Dalam lingkungan keseharian kita, jika ada orang tua, kakak, adik, saudara, kerabat, bahkan teman-teman dekat yang bersikap membiarkan saya untuk berperilaku seenak hati yang melanggar norma, maka pembiaran itu sejatinya adalah pertanda bahwa mereka sudah sampai pada puncak kemarahan terhadap saya. Wujud saya sebagai manusia sudah dianggap tidak ada. Alih-alih saya ditegur, didoakan agar menjadi lebih baik, keberadaan saya sirna. Tidak ada lagi ruang sekecil apapun di dalam hati mereka. Itu adalah bentuk hukuman paling tinggi di dalam lingkungan sosial sebagai manusia.
Saya tetap berharap, jangan sampai kejadian serupa terjadi pada warga terhadap para penyelenggara negara.
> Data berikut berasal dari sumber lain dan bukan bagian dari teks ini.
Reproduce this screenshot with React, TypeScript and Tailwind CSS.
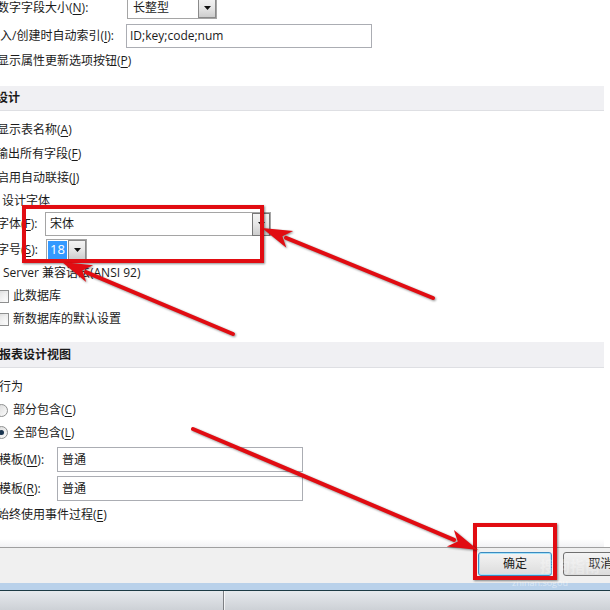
import React from "react";

const font = "font-['Open_Sans','Noto_Sans_CJK_SC',sans-serif]";

function Mn({ k }: { k: string }) {
  return (
    <>
      (<u className="underline-offset-2">{k}</u>)
    </>
  );
}

function DropBtn({ className = "" }: { className?: string }) {
  return (
    <div
      className={`flex items-center justify-center border border-[#8a8a8a] bg-gradient-to-b from-[#f4f4f4] via-[#e6e6e6] to-[#cdcdcd] ${className}`}
    >
      <svg width="7" height="4" viewBox="0 0 7 4">
        <path d="M0 0h7L3.5 4z" fill="#111" />
      </svg>
    </div>
  );
}

function Header({ title, className = "" }: { title: string; className?: string }) {
  return (
    <div
      className={`flex w-[604px] items-center border-b border-[#dedfe3] bg-[#f0f0f3] font-semibold ${className}`}
    >
      {title}
    </div>
  );
}

function Check() {
  return (
    <div className="ml-[-4px] mr-[4px] h-[13px] w-[13px] border border-[#8e8f8f] bg-gradient-to-br from-[#dcdcdc] to-[#fdfdfd] p-[2px]">
      <div className="h-full w-full bg-gradient-to-br from-[#e6e6e6] to-[#fbfbfb]" />
    </div>
  );
}

function Radio({ on }: { on?: boolean }) {
  return (
    <div className="ml-[-5px] mr-[5px] flex h-[13px] w-[13px] items-center justify-center rounded-full border border-[#8e8f8f] bg-gradient-to-br from-[#d8d8d8] to-[#fdfdfd]">
      {on && <div className="h-[5px] w-[5px] rounded-full bg-[#1a3550]" />}
    </div>
  );
}

function Arrow({ x1, y1, x2, y2 }: { x1: number; y1: number; x2: number; y2: number }) {
  const a = Math.atan2(y2 - y1, x2 - x1);
  const len = 30;
  const w = 9;
  const bx = x2 - Math.cos(a) * len;
  const by = y2 - Math.sin(a) * len;
  const px = -Math.sin(a) * w;
  const py = Math.cos(a) * w;
  return (
    <g>
      <line x1={x1} y1={y1} x2={bx + Math.cos(a) * 4} y2={by + Math.sin(a) * 4} stroke="#e10c12" strokeWidth="4" strokeLinecap="round" />
      <polygon points={`${x2},${y2} ${bx + px},${by + py} ${bx + Math.cos(a) * 8},${by + Math.sin(a) * 8} ${bx - px},${by - py}`} fill="#e10c12" />
    </g>
  );
}

export default function App() {
  return (
    <div className={`relative h-[610px] w-[610px] overflow-hidden bg-white text-[12px] text-[#1b1b1b] ${font}`}>
      {/* dialog body */}
      <div className="flex h-[547px] flex-col">
        <div className="mt-[-3px] flex h-[22px] items-center">
          <div className="ml-[-3px] w-[130px] shrink-0">
            数字字段大小<Mn k="N" />:
          </div>
          <div className="flex h-full w-[90px] items-center border border-[#a5a5a5] pl-[5px]">
            <span className="flex-1">长整型</span>
            <DropBtn className="h-full w-[18px]" />
          </div>
        </div>
        <div className="mt-[5px] flex h-[24px] items-center">
          <div className="w-[126px] shrink-0">
            入/创建时自动索引<Mn k="I" />:
          </div>
          <div className="flex h-full w-[246px] items-center border border-[#abadb3] pl-[3px]">ID;key;code;num</div>
        </div>
        <div className="ml-[-3px] flex h-[26px] items-center">
          显示属性更新选项按钮<Mn k="P" />
        </div>

        <Header title="设计" className="mt-[12px] h-[25px] [text-indent:-4px]" />

        <div className="ml-[-3px] mt-[7px] flex h-[24px] items-center">
          显示表名称<Mn k="A" />
        </div>
        <div className="ml-[-4px] flex h-[24px] items-center">
          输出所有字段<Mn k="F" />
        </div>
        <div className="ml-[-3px] flex h-[24px] items-center">
          启用自动联接<Mn k="J" />
        </div>
        <div className="ml-[2px] flex h-[22px] items-center">设计字体</div>
        <div className="flex h-[24px] items-center">
          <div className="ml-[-3px] w-[48px] shrink-0">
            字体<Mn k="F" />:
          </div>
          <div className="flex h-full w-[226px] items-center border border-[#a5a5a5] pl-[4px]">
            <span className="flex-1">宋体</span>
            <DropBtn className="h-[23px] w-[18px] border-[#777]" />
          </div>
        </div>
        <div className="mt-[3px] flex h-[22px] items-center">
          <div className="ml-[-3px] w-[49px] shrink-0">
            字号<Mn k="S" />:
          </div>
          <div className="flex h-full w-[41px] items-center border border-[#a5a5a5] pl-[1px]">
            <span className="flex h-[18px] w-[19px] items-center justify-center bg-[#3399ff] text-[13px] text-white">18</span>
            <DropBtn className="ml-auto h-full w-[18px]" />
          </div>
        </div>
        <div className="ml-[3px] flex h-[24px] items-center">Server 兼容语法(ANSI 92)</div>
        <div className="flex h-[22px] items-center">
          <Check />
          此数据库
        </div>
        <div className="flex h-[24px] items-center">
          <Check />
          新数据库的默认设置
        </div>

        <Header title="报表设计视图" className="mt-[11px] h-[26px] [text-indent:-1px]" />

        <div className="ml-[-1px] mt-[7px] flex h-[24px] items-center">行为</div>
        <div className="flex h-[22px] items-center">
          <Radio />
          部分包含<Mn k="C" />
        </div>
        <div className="flex h-[23px] items-center">
          <Radio on />
          全部包含<Mn k="L" />
        </div>
        <div className="mt-[3px] flex h-[25px] items-center">
          <div className="ml-[-1px] w-[58px] shrink-0">
            模板<Mn k="M" />:
          </div>
          <div className="flex h-full w-[246px] items-center border border-[#abadb3] pl-[4px]">普通</div>
        </div>
        <div className="mt-[4px] flex h-[25px] items-center">
          <div className="ml-[-1px] w-[58px] shrink-0">
            模板<Mn k="R" />:
          </div>
          <div className="flex h-full w-[246px] items-center border border-[#abadb3] pl-[4px]">普通</div>
        </div>
        <div className="ml-[-3px] mt-[1px] flex h-[26px] items-center">
          始终使用事件过程<Mn k="E" />
        </div>
        <div className="flex-1" />
        <div className="h-[8px] w-[604px] bg-gradient-to-b from-white to-[#f2f2f4]" />
      </div>

      {/* button bar */}
      <div className="flex h-[36px] justify-end gap-[11px] border-t border-[#a0a0a0] bg-[#f0f0f0] pt-[4px]">
        <div className="flex h-[24px] w-[74px] items-center justify-center rounded-[3px] border border-[#3c8bc0] bg-gradient-to-b from-[#f4f4f4] to-[#dcdcdc] shadow-[inset_0_0_0_1px_#a6e2f8]">
          确定
        </div>
        <div className="mr-[-28px] flex h-[24px] w-[75px] items-center justify-center rounded-[3px] border border-[#707070] bg-gradient-to-b from-[#f4f4f4] to-[#dcdcdc]">
          取消
        </div>
      </div>
      <div className="h-[7px] bg-[#b9d1ea]" />
      <div className="h-[1px] bg-[#1b3a44]" />
      <div className="flex h-[19px] bg-gradient-to-b from-[#e6e9ed] to-[#cdd1d6]">
        <div className="w-[224px] border-r border-[#7d7f83]" />
        <div className="w-[1px] bg-white/70" />
      </div>

      {/* watermark */}
      <div className="pointer-events-none absolute left-[540px] top-[555px] text-[15px] font-bold text-white/30">搜狗指南</div>
      <div className="pointer-events-none absolute left-[512px] top-[576px] text-[9px] text-white/50">zhinan.sogou</div>

      {/* annotations */}
      <div className="pointer-events-none absolute left-[22px] top-[205px] h-[58px] w-[242px] border-4 border-[#e10c12] shadow-[1px_1px_2px_rgba(0,0,0,0.45)]" />
      <div className="pointer-events-none absolute left-[473px] top-[523px] h-[57px] w-[84px] border-4 border-[#e10c12] shadow-[1px_1px_2px_rgba(0,0,0,0.45)]" />
      <svg className="pointer-events-none absolute left-0 top-0 drop-shadow-[1px_1px_1px_rgba(0,0,0,0.45)]" width="610" height="610">
        <Arrow x1={433} y1={298} x2={262} y2={228} />
        <Arrow x1={233} y1={334} x2={62} y2={262} />
        <Arrow x1={193} y1={429} x2={478} y2={550} />
      </svg>
    </div>
  );
}
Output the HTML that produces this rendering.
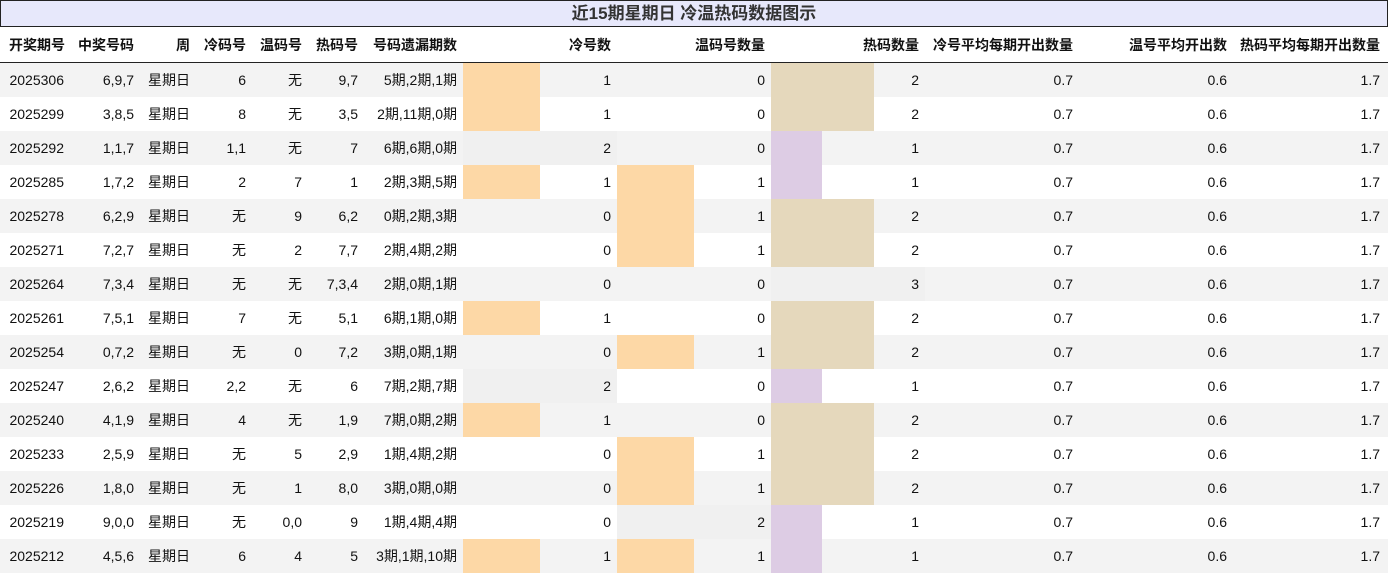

Warga menjadi abai, tidak peduli, membiarkan dan tidak sampai di situ, pada puncaknya mereka akan enggan membayar pajak, mematuhi aturan bersama dan jika itu terjadi, bisa dibayangkan rentetan kejadian berikutnya.
Sekarang saatnya para pengampu pengelolaan negara ini bercermin. Apakah Anda semua sedang berpikir keras untuk mengurai akar masalah lalu berusaha menyelesaikannya, atau sedang bekerja keras, mengabaikan norma agar bisa balik modal atas apa yang sudah Anda keluarkan selama ini? Saya masih akan terus mengritik dan belum sampai pada tahap membiarkan.